Le mérinos (sous-vêtements, tee-shirts, tour de cou, bonnet et sous-gants) Indispensable en première couche: antibactérien, inodore même après plusieurs jours de randonnée intensive, c’est la matière à privilégier pour les voyageurs au long cours. Quoique fort onéreuse, la marque Icebreaker est vraiment la meilleure. Seul bémol: les lavages à la main finissent par déformer ce type de vêtements…
Les chaussettes Monet, en mérinos aussi, se sont avérées très efficaces et résistantes.
Autres vêtements.
Nous avions chacun un pantalon léger de randonnée Décathlon. Nous les avons changés au bout de 15 mois d’usage intensif (ils étaient presque devenus transparents)
Pour le Chili, nous avons acheté des pantalons softshell Cimalp, chauds et imperméables, à voir sur la durée, mais les autres articles de cette marque française que nous avons (pantalon-short antimoustique et polaire chaude) se sont montrés solides et efficaces. Ils ont été très utiles en Patagonie, contre le vent et la pluie.

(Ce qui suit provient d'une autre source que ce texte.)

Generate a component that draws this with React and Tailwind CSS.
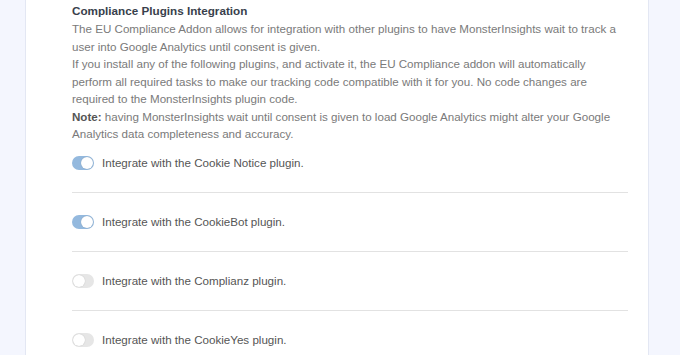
import React, { useState } from 'react';

const PLUGINS = [
  { id: 'cookie-notice', label: 'Integrate with the Cookie Notice plugin.', on: true },
  { id: 'cookiebot', label: 'Integrate with the CookieBot plugin.', on: true },
  { id: 'complianz', label: 'Integrate with the Complianz plugin.', on: false },
  { id: 'cookieyes', label: 'Integrate with the CookieYes plugin.', on: false },
];

function Toggle({ checked, onChange }) {
  return (
    <button
      type="button"
      role="switch"
      aria-checked={checked}
      onClick={onChange}
      className={`w-[22px] h-[14px] rounded-full shrink-0 flex items-center px-px ${
        checked ? 'bg-[#94b9de] justify-end' : 'bg-[#e6e6e6] justify-start'
      }`}
    >
      <span className="w-[12px] h-[12px] rounded-full bg-white shadow-[0_0_1px_rgba(0,0,0,0.25)]" />
    </button>
  );
}

export default function App() {
  const [state, setState] = useState(() => Object.fromEntries(PLUGINS.map((p) => [p.id, p.on])));

  return (
    <div className="h-[355px] w-[680px] overflow-hidden bg-[#f4f6fe] flex font-['Liberation_Sans',Arial,sans-serif]">
      <div className="ml-[25px] w-[624px] h-full bg-white border-x border-[#e3e7f3] pl-[46px] pr-[20px] pt-[2px]">
        <h3 className="text-[11.7px] leading-[18px] font-bold text-[#393f4c]">Compliance Plugins Integration</h3>
        <div className="text-[11.6px] leading-[17.5px] text-[#7a7a7a]">
          <p>
            The EU Compliance Addon allows for integration with other plugins to have MonsterInsights wait to track a
            user into Google Analytics until consent is given.
          </p>
          <p>
            If you install any of the following plugins, and activate it, the EU Compliance addon will automatically
            perform all required tasks to make our tracking code compatible with it for you. No code changes are
            required to the MonsterInsights plugin code.
          </p>
          <p>
            <strong className="text-[#555]">Note:</strong> having MonsterInsights wait until consent is given to load
            Google Analytics might alter your Google
            <br />
            Analytics data completeness and accuracy.
          </p>
        </div>

        <div className="flex flex-col">
          {PLUGINS.map((p, i) => (
            <div
              key={p.id}
              className={`flex items-center gap-[8px] pb-[22px] ${i === 0 ? 'pt-[13px]' : 'pt-[22px]'} ${
                i < PLUGINS.length - 1 ? 'border-b border-[#e2e2e2]' : ''
              }`}
            >
              <Toggle
                checked={state[p.id]}
                onChange={() => setState((s) => ({ ...s, [p.id]: !s[p.id] }))}
              />
              <span className="text-[11.6px] leading-[14px] text-[#555]">{p.label}</span>
            </div>
          ))}
        </div>
      </div>
    </div>
  );
}
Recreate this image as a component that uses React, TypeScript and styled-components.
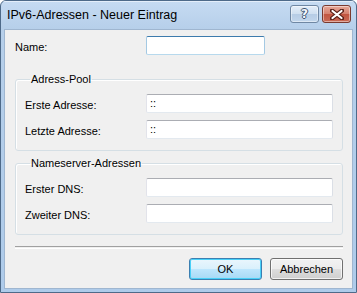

Doudoune: nous avons chacun une Montain hardwear Ghost whisperer en plumes, très chère, très légère et compactable, mais aussi remarquablement efficace compte tenu de son poids.
Nous sommes adeptes du multicouche, ce qui ne nécessite pas d’avoir une doudoune épaisse.
Les trucs à avoir:
Un rouleau de Duck Tape et du Siem Grip: avec ça, on peu presque tout réparer, notamment les sacs, sursacs, matelas et tentes. Des élastiques des serre-clips…
En conclusion? Il va falloir renouveler une partie de notre matériel!